With a Richard Gere heading up your cast how can you go wrong? Gere is masterful in playing the ‘double’ like a light switch, one moment as the CIA man that he is, the next covering his past as Cassius. That is where the strength in the acting stays. Now this is only my opinion but I will say that Topher Grace (That 70’s Show, Valentine’s Day), although a good actor, does not pull off an FBI agent fully. Gere’s performance dominates Grace’s each time they are on the screen, sometimes making Grace look like a bumbling fool. This could have been the idea Brandt was conveying but to the layman watching it looks ridiculous.

Outside of these two actors the film is littered with up and comers like Odette Annable (Cloverfield, You Again) as Ben Geary’s wife, Tamer Hassan (Kick Ass, Clash of the Titans) plays the head Russian assassin and long time actor Martin Sheen (The Departed, The West Wing) as the CIA Director Tom Highland, all doing their part weaving the story through its course.   

If there is anything to find fault in this movie it would have to be the ending. The film keeps you guessing and reanalyzing who you think is good and who is the bad guy and is Cassius just a decoy and you want to keep watching and then just as you get the payoff you go, “What the hell!” It just ties up the ends nonchalantly as if it’s just a passing trend. It is almost as if Brandt was tired of directing and wanted to get on with the editing and move on to his next project. How is this fair to the viewer who you have committed to a good story and just wave them off? I would hope that if there is an alternate ending or at least drawn out more and explained in a more believable manner would be in order.

Overall this is a good movie, with good acting and a good story but not something to run out and see at first chance. When or if you do suspend your want to figure out the answer and enjoy the film.

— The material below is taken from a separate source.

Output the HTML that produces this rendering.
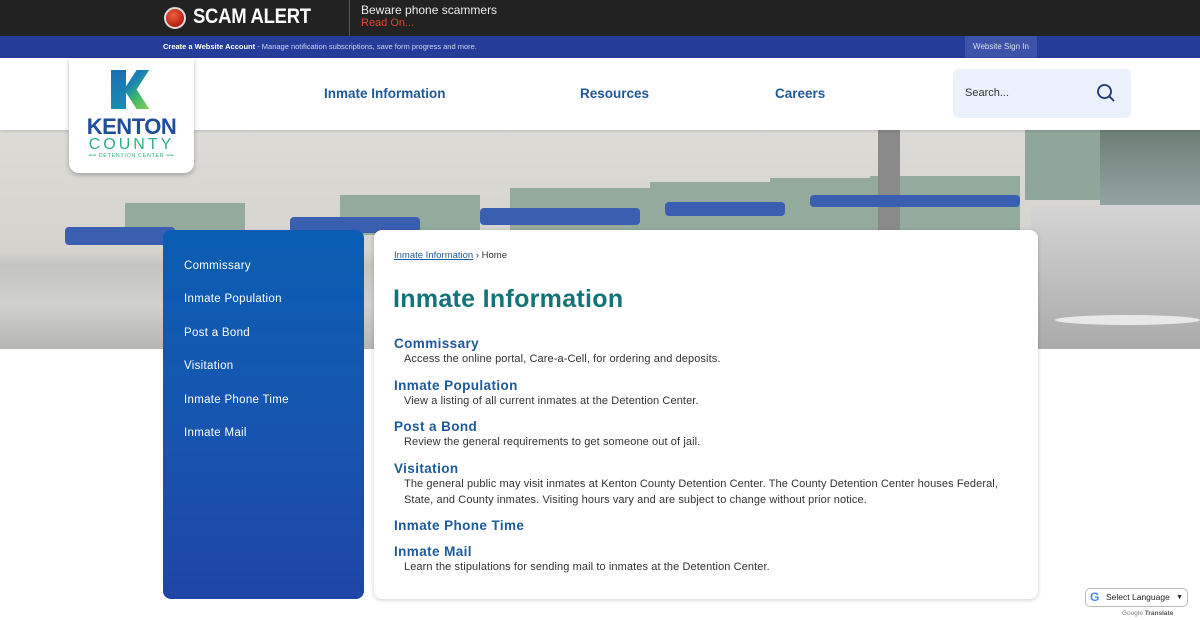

Now how can I relate this film to life as I have done with every review…hmmm…? I would say this, we as a whole society always look at each other with face value and do not look deep into what makes us who we are and why. This film delves a little into that one part of us that tries to make right out of past wrongs. Perhaps we shouldn’t stretch ourselves to thin and it wouldn’t have happened? Keeping things simple and well maintained would do the trick but is that what makes us happy? That is only for us to tell and others to find out, if and only if you want them to know. I have said many times that only we can make ourselves happy first before making others happy. Live your life; just try not to hurt others along the way.